In the following series of sketches I have tried to illustrate at the same time various aspects of social life in the Middle Ages and various classes of historical material. Thus Bodo illustrates peasant life, and an early phase of a typical medieval estate; Marco Polo, Venetian trade with the East; Madame Eglentyne, monastic life; the Ménagier's wife, domestic life in a middle-class home, and medieval ideas about women; Thomas Betson, the wool trade, and the activities of the great English trading company of Merchants of the Staple; and Thomas Paycocke, the cloth industry in East Anglia. They are all quite ordinary people and unknown to fame, with the exception [pg viii] of Marco Polo. The types of historical evidence illustrated are the estate book of a manorial lord, the chronicle and traveller's tale, the bishop's register, the didactic treatise in household management, the collection of family letters, and houses, brasses, and wills. At the end of the book I have added a bibliography of the sources which form the raw material for my reconstructions, and a few additional notes and references. I hope that this modest attempt to bring to life again some of 'our fathers that begat us', may perhaps interest for an hour or two the general reader, or the teacher, who wishes to make more concrete by personification some of the general facts of medieval social and economic history.

My thanks are due to my publishers, Messrs.
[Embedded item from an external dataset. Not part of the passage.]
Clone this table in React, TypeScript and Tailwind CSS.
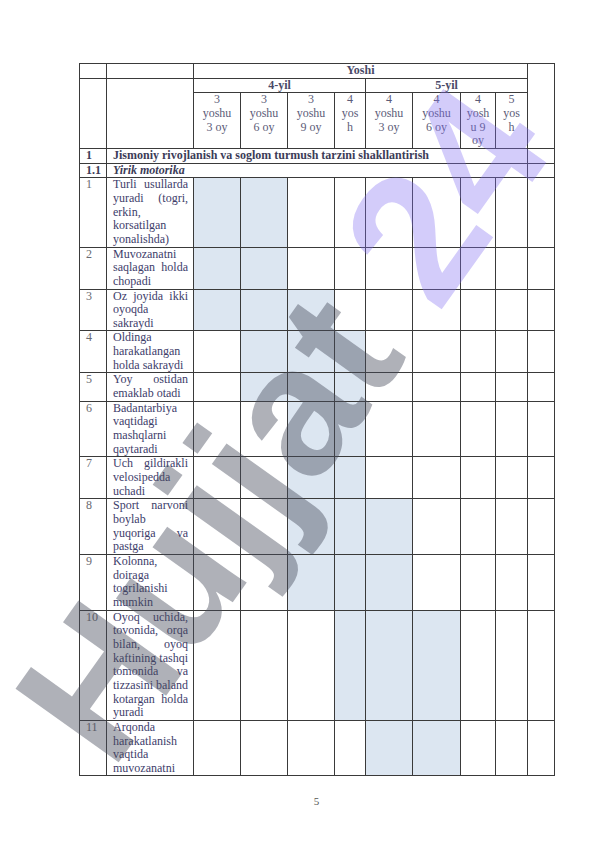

Methuen and Co., for allowing me to incorporate in Chapter VI the greater part of a chapter in my book 'The Paycockes of Coggeshall', and to the Cambridge University Press for similarly allowing me to repeat in Chapter III a few sentences from my study of 'Medieval English Nunneries'. I have also to thank my friends Miss M.G. Jones and Miss H.M.R. Murray of Girton College, Cambridge, for various suggestions and criticisms, and my sister Miss Rhoda Power for making the index.